W Niemczech, gdzie trwają eliminacje do II Wojskowego Pucharu Świata, Biało-Czerwoni pokonali Holandię 2:1. Bramki dla reprezentacji Wojska Polskiego zdobyli: st. szer. Marcin Żeno i Damian Kosiński. Niemcy z kolei wygrali z Litwinami 6:1. W niedzielę dwa ostatnie mecze turnieju eliminacyjnego: Polska spotka się z Litwą, a Niemcy zagrają z Holendrami.
Pojedynek z Holendrami o prawo do udziału w Wojskowym Pucharze Świata w Omanie odbył się na boisku w Augustdorfie. Przez większość spotkania padał deszcz i grzmiało.
Na śliskiej murawie zdecydowanie lepiej radzili sobie reprezentanci Polski. Od pierwszych minut grali z zaciętością, byli szybsi od rywali i nie mieli straconych piłek. W 16. min świetną sytuację w polu karnym bramkarza Pomarańczowych wykorzystał st. szer. Marcin Żeno. Niestety, dziewięć minut później Holendrzy mieli dużo szczęścia i zaskoczyli polskiego bramkarza st. szer. Kamila Ulmana. Choć wyrównali, nie zdołali przejąć inicjatywy na boisku. Do przerwy wynik spotkania nie uległ już zmianie, a w drugiej połowie jedynego gola strzelił w 58. min Damian Kosiński.
– Po przegranej z Niemcami nie mogliśmy się doczekać kolejnego spotkania, bardzo chcieliśmy wygrać mecz z Holendrami – mówi sierż. Krzysztof Matuszak, kapitan polskiej drużyny. – Tym razem w każdej formacji, w każdym elemencie gry staraliśmy się utrzymać przewagę. Pilnowaliśmy też, by rywal nie tworzył korzystnych sytuacji pod naszą bramką – dodaje sierżant.
Major Sebastian Krasoń, szef polskiej misji na turniej w Niemczech, cieszył się nie tylko ze zwycięstwa nad Pomarańczowymi, ale również z rewanżu za przegraną 1:5 przed 22 laty. Wówczas to w Krakowie reprezentacja Wojska Polskiego rozegrała z Holendrami swój ostatni mecz, na reaktywację musiała czekać aż do tego roku.

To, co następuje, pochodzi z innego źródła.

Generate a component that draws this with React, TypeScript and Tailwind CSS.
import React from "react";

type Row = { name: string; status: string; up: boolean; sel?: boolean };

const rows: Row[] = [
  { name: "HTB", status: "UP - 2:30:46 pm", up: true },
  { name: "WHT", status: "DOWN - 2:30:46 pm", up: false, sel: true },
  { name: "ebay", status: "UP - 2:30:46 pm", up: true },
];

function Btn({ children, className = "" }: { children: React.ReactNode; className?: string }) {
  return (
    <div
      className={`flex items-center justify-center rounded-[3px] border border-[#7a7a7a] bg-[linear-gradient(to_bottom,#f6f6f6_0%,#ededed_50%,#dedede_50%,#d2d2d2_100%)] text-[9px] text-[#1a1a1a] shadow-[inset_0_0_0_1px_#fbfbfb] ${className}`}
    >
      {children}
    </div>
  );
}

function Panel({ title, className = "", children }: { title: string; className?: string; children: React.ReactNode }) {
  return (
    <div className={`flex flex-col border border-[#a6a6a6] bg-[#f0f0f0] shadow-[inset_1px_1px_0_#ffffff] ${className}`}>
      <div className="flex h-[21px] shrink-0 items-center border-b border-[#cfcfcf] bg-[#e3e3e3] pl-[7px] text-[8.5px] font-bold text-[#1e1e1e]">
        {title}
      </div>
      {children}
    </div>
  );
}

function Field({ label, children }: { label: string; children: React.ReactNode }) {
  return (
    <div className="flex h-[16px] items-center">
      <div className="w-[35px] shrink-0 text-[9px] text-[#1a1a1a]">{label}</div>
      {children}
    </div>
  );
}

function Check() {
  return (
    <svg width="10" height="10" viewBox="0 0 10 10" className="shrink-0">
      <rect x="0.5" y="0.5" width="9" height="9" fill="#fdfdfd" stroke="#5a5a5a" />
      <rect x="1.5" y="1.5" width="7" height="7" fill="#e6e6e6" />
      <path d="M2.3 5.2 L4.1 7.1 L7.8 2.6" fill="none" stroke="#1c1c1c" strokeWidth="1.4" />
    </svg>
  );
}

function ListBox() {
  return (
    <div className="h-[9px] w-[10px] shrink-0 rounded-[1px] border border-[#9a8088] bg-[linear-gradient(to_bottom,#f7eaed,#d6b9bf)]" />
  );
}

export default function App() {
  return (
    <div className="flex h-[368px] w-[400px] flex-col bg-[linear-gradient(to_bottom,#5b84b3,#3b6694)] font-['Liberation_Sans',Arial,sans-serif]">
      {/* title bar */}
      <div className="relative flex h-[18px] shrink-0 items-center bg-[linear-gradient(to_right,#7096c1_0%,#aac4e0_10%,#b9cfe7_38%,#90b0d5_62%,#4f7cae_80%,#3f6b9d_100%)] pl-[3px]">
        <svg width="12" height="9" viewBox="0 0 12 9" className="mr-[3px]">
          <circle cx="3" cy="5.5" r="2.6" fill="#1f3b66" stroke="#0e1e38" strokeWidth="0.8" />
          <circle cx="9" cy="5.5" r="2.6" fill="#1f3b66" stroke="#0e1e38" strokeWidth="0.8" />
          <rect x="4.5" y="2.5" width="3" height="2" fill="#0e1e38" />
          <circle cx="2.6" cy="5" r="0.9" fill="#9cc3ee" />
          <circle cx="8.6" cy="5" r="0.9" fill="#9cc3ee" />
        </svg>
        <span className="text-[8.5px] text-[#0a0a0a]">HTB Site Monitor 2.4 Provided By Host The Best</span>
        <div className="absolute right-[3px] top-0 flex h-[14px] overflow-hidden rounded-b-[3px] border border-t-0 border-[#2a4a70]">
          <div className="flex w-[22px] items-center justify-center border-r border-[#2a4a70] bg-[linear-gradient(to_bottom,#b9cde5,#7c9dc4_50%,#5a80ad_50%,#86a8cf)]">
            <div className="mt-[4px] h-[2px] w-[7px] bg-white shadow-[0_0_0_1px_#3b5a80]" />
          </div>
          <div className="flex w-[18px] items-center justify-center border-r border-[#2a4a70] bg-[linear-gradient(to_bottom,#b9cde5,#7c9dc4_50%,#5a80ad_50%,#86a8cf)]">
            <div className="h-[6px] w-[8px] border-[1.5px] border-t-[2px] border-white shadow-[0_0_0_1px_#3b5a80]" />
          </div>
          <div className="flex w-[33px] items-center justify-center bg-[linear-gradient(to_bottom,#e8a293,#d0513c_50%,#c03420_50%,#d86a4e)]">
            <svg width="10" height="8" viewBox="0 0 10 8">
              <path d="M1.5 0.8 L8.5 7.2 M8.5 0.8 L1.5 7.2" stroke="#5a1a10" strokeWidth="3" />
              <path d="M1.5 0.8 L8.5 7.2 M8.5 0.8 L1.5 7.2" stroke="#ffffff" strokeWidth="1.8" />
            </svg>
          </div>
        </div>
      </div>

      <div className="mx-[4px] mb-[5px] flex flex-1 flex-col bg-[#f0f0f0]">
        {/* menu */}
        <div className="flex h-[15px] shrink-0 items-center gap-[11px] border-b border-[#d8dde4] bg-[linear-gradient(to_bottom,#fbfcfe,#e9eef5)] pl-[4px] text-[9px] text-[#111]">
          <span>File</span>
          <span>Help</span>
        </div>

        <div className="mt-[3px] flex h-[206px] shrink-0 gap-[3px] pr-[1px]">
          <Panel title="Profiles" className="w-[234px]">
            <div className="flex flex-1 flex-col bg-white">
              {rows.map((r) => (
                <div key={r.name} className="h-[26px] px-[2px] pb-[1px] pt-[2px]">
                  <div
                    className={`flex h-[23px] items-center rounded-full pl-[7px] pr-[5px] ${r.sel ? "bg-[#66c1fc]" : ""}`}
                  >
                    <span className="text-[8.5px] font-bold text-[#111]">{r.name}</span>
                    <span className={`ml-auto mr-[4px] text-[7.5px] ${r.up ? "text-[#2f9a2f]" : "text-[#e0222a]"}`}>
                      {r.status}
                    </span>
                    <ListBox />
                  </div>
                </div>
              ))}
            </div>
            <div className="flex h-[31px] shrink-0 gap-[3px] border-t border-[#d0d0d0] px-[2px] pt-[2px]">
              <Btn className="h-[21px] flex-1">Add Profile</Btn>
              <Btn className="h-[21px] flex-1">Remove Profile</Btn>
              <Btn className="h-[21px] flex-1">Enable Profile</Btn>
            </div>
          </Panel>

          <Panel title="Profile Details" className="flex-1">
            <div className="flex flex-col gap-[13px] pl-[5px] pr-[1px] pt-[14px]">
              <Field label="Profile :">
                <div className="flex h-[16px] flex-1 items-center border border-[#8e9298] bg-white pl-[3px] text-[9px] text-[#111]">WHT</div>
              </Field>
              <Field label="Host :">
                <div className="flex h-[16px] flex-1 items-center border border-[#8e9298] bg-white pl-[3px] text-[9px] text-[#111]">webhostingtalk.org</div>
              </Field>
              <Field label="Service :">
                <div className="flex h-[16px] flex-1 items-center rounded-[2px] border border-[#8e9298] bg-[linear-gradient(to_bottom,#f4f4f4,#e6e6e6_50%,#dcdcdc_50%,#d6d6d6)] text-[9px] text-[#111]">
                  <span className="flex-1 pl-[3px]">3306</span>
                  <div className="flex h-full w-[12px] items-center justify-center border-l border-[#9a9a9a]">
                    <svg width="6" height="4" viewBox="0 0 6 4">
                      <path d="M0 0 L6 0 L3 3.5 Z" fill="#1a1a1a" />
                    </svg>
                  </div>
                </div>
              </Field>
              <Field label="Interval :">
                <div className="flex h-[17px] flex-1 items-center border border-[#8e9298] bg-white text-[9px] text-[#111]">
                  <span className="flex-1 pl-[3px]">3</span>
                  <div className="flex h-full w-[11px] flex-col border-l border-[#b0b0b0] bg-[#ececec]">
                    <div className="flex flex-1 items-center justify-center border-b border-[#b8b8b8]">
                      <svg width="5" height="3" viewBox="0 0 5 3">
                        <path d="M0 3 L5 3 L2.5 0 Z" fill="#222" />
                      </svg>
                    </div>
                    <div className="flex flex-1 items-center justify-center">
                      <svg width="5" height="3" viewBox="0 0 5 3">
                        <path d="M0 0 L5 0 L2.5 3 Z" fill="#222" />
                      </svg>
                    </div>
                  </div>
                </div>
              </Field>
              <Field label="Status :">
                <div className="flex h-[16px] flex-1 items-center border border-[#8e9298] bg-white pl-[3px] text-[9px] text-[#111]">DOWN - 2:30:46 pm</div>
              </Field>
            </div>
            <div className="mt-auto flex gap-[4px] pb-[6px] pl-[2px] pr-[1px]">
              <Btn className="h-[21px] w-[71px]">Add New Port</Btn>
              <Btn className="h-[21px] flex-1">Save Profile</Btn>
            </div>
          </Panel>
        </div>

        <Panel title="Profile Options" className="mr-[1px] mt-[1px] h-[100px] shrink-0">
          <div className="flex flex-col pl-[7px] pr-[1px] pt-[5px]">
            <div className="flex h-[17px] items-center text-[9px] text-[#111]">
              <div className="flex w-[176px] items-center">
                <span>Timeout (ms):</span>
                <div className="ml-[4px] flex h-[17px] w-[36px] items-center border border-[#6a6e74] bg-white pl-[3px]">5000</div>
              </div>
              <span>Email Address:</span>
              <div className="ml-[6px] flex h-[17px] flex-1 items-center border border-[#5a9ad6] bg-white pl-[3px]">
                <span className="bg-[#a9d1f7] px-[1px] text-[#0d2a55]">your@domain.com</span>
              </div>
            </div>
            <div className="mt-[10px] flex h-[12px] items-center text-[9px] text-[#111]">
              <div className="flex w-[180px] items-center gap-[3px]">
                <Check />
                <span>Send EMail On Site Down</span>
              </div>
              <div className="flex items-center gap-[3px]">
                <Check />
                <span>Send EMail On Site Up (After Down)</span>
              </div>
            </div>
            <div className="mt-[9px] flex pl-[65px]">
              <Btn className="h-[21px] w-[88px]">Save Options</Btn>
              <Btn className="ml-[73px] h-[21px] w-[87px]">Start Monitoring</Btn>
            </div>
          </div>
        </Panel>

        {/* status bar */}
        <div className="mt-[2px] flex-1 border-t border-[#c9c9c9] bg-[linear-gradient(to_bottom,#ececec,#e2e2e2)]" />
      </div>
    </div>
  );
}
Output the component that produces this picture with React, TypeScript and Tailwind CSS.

– Drużyna od pierwszych minut świetnie realizowała wszystkie swoje założenia. Piłkarze dali z siebie wszystko i w pełni zasłużyli na zdobycie trzech cennych punktów – podkreśla st. szer. Maciej Kulikowski, asystent pierwszego trenera reprezentacji WP. – Już myślimy o meczu z Litwą. To nie będzie łatwy pojedynek. Ale będziemy walczyć o kolejne trzy punkty – dodaje szkoleniowiec.
W meczu z Holendrami reprezentacja Wojska Polskiego wystąpiła w składzie: st. szer. Kamil Ulman – mar. Dawid Łodyga, st. mat Przemysław Kostuch, szer. Adrian Kochanek st. szer. Janusz Szkarapat – Damian Kosiński, mat Marek Niewiada, sierż. Krzysztof Matuszak (od 65. min mar. Radosław Styn), szer. Paweł Rakowski – st. szer. Marcin Żeno (od 60. min Mateusz Łuczak), mar. Mateusz Wachowiak (od 78. min ppor. Dominik Maziarz).
W eliminacjach do II Wojskowego Pucharu Świata w Omanie zwycięstwo odnieśli także Niemcy. W meczu, jaki rozegrali z Litwinami do przerwy był wynik 1:1. Gospodarze turnieju wyrównali pod koniec pierwszej połowy. W drugiej goście mimo ambitnej gry musieli uznać przewagę lepiej przygotowanych niemieckich piłkarzy, którzy zdobyli z trzy bramki z rzutów karnych. Sędzią głównym meczu był st. chor. Ryszard Walendziak, a jednym z jego asystentów szer. Marek Marcinkowski.